__EXERCISE TASK__
Omit all pictures and transcribe only the lines in the entries below that run from the line with "Rebuild this screenshot" through the line with "RotateCw, Plus, X".

[START LISTING]

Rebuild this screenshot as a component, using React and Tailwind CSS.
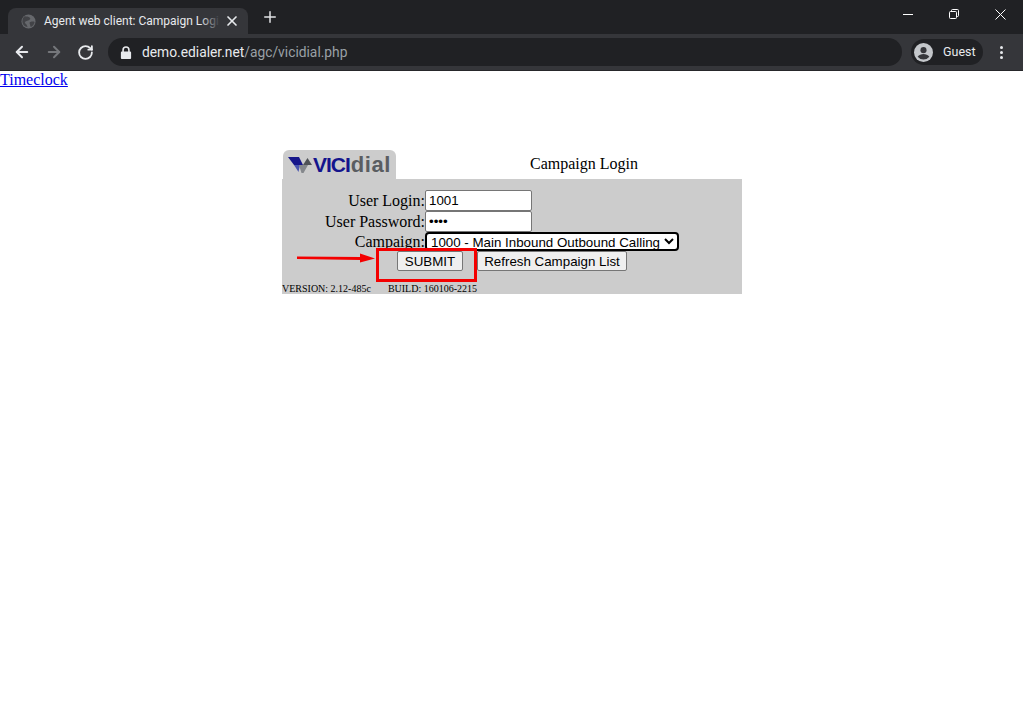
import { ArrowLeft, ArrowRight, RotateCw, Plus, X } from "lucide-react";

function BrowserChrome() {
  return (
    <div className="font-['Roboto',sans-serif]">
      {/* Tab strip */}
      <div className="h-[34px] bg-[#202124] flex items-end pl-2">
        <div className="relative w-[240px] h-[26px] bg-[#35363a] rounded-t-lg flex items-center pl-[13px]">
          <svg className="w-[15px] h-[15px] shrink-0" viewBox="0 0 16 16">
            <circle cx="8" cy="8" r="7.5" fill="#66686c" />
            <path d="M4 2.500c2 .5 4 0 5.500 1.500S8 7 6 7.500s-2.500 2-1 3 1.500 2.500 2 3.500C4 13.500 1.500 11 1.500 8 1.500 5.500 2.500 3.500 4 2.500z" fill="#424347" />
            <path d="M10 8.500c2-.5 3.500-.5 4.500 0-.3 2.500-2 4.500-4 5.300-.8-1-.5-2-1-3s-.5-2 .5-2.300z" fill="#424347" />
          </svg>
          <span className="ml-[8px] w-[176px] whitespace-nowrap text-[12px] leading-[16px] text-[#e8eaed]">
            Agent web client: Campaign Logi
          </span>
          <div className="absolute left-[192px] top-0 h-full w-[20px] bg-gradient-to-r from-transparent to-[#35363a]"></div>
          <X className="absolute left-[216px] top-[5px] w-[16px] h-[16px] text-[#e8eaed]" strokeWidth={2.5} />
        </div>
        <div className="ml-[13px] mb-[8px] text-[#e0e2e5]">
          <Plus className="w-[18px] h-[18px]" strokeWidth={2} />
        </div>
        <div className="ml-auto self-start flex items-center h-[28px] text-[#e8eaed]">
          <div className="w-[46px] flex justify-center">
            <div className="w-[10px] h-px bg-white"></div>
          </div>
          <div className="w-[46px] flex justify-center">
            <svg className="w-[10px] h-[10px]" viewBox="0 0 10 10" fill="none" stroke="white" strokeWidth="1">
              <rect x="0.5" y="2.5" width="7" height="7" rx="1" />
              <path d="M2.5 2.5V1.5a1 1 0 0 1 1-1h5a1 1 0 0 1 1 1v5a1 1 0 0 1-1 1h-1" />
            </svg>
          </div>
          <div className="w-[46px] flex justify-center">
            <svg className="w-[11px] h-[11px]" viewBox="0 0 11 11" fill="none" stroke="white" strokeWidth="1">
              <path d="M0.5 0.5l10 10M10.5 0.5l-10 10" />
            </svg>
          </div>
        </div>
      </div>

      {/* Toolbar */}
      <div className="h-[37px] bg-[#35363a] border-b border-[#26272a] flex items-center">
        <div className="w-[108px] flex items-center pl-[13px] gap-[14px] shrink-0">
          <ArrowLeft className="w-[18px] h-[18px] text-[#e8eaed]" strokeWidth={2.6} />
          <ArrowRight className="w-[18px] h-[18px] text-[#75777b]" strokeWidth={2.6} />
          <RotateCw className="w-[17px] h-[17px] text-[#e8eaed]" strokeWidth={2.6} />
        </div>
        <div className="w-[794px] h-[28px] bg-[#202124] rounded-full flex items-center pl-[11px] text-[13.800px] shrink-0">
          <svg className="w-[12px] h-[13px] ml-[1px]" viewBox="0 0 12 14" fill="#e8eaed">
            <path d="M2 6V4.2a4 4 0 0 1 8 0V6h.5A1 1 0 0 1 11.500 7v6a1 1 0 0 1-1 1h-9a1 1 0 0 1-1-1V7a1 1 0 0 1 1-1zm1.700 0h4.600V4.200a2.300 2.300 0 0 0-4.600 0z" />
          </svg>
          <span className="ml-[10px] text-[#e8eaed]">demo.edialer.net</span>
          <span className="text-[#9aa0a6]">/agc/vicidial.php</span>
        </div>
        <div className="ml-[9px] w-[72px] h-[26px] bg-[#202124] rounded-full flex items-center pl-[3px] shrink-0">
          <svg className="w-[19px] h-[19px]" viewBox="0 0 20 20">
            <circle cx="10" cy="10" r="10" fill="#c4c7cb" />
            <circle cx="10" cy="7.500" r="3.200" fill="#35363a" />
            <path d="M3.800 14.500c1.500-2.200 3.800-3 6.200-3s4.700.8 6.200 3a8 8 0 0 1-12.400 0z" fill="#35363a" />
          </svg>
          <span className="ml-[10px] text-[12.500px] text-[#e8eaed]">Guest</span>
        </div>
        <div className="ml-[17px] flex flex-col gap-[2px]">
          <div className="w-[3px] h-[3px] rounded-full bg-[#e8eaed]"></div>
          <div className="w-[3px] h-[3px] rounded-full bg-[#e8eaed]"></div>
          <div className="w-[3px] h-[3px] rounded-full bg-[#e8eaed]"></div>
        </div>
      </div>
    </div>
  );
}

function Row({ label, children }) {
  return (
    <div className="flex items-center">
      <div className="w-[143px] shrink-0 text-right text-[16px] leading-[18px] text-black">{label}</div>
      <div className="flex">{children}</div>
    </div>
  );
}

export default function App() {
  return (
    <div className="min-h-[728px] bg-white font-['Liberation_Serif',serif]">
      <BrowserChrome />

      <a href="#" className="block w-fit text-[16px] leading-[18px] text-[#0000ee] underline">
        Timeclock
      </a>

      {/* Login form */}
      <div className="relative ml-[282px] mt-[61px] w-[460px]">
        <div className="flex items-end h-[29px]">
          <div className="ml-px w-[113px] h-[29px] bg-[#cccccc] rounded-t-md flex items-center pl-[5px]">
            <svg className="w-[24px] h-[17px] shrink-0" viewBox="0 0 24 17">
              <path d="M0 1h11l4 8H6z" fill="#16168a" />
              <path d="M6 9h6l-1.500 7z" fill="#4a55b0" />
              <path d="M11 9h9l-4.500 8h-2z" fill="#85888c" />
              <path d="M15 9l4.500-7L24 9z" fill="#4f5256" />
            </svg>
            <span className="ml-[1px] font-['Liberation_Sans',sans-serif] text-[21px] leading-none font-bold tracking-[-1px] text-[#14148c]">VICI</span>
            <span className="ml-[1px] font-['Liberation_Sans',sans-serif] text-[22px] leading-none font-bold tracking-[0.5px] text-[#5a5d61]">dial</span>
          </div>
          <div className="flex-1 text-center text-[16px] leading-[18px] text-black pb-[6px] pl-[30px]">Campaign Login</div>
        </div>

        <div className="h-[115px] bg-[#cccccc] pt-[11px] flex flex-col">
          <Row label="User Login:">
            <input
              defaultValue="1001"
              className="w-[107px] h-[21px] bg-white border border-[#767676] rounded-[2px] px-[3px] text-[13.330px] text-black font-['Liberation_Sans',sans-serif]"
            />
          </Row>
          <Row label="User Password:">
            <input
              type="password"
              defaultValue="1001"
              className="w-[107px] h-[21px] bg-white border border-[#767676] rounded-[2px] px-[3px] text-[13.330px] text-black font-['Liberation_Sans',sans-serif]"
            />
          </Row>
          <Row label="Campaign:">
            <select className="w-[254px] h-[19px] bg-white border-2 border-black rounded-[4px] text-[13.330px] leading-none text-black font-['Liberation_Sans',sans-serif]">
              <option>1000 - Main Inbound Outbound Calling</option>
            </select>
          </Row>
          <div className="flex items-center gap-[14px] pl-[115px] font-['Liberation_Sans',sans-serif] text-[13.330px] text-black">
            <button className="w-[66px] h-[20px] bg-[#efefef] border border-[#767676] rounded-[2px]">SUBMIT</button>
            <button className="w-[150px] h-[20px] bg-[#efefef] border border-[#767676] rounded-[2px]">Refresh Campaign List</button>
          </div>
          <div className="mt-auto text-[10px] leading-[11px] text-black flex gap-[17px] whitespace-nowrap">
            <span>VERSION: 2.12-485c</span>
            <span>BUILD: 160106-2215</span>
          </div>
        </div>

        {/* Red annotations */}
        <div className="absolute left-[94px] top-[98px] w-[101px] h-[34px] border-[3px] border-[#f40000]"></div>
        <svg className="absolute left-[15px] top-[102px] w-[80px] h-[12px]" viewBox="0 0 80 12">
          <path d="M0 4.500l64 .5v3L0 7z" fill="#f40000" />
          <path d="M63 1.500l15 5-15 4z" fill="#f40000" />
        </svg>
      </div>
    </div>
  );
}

[END LISTING]
[START LISTING]

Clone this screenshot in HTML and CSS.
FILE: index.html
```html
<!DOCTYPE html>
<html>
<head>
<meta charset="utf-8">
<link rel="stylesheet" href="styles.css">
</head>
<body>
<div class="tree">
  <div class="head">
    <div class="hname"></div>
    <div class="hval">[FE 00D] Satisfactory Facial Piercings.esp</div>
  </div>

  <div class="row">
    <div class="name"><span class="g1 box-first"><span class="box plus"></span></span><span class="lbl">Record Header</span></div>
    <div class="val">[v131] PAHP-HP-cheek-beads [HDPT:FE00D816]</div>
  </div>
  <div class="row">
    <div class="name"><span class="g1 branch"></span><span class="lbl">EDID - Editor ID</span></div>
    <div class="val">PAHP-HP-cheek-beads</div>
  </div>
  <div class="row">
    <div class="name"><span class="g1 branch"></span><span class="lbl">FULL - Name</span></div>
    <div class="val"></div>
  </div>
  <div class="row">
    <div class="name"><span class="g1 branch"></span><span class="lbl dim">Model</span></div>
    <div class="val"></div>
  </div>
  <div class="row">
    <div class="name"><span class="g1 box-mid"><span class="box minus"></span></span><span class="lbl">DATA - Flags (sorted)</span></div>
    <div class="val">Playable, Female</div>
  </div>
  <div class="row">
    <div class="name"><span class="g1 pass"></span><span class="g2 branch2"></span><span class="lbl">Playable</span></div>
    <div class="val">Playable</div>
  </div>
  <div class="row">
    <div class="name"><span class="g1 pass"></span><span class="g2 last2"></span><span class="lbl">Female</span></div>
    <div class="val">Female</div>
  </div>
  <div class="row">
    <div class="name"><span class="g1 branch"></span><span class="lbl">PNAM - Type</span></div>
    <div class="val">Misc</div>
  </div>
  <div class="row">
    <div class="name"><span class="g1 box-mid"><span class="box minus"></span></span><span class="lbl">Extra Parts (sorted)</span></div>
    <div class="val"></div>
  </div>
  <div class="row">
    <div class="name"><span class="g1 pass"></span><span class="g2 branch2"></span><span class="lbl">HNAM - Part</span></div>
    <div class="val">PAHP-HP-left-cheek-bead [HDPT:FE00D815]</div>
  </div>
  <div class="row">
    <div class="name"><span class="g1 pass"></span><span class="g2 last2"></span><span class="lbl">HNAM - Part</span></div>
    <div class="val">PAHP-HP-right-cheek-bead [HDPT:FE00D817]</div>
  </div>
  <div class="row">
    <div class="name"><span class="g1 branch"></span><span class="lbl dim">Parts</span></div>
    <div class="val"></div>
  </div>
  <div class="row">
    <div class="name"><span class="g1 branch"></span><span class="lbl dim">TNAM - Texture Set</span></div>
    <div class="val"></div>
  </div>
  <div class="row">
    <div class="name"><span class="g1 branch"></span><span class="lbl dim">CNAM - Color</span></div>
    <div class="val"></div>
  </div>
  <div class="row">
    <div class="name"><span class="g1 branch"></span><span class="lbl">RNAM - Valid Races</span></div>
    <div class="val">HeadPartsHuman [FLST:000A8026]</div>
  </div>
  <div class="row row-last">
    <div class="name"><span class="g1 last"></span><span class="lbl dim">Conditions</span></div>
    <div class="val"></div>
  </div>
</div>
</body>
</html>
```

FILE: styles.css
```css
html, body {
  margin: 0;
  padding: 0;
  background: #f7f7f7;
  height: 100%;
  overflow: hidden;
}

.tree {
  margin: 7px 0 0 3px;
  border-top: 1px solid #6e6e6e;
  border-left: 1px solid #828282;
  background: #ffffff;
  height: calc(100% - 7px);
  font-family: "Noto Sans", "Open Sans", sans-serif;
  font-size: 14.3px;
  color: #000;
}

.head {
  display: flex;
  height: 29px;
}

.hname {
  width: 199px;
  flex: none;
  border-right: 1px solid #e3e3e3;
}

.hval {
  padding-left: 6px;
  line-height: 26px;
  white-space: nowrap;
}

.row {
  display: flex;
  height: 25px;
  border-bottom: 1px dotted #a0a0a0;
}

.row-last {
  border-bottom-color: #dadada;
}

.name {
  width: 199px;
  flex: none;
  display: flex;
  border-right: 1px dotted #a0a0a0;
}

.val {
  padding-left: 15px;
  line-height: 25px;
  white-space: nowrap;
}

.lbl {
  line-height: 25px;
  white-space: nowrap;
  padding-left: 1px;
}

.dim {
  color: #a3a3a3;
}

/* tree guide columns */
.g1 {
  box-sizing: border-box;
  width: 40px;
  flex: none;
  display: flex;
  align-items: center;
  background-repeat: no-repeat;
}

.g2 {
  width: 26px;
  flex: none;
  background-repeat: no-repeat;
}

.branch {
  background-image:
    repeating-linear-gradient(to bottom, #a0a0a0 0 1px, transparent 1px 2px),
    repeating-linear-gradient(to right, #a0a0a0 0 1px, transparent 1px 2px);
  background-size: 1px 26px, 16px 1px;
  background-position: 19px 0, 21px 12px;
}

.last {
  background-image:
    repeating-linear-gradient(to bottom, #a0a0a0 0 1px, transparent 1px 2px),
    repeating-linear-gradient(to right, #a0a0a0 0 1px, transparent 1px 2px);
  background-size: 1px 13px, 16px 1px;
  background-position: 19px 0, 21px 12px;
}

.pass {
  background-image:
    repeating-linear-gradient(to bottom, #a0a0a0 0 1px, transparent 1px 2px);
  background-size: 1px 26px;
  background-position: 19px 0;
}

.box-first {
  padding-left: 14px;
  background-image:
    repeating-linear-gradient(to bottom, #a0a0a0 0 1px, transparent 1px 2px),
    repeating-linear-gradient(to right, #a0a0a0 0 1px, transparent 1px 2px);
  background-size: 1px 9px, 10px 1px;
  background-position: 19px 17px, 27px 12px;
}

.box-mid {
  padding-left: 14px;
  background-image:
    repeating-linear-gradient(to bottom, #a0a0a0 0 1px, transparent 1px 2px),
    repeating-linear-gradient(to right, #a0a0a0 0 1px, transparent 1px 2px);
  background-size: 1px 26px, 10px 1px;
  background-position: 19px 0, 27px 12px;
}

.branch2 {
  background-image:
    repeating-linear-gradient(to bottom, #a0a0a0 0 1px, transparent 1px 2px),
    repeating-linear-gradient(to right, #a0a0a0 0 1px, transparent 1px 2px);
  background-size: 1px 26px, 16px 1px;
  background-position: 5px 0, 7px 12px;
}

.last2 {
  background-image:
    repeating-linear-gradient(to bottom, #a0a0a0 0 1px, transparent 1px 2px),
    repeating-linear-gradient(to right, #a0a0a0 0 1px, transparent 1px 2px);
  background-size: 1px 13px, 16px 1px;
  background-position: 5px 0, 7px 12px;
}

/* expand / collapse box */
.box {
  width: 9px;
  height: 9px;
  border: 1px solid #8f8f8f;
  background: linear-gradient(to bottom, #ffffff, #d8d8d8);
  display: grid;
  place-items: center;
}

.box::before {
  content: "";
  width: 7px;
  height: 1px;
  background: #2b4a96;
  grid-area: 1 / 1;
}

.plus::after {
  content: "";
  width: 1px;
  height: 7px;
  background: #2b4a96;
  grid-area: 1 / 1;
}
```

[END LISTING]

__RESULT__
Rebuild this screenshot as a component, using React and Tailwind CSS.
import { ArrowLeft, ArrowRight, RotateCw, Plus, X } from "lucide-react";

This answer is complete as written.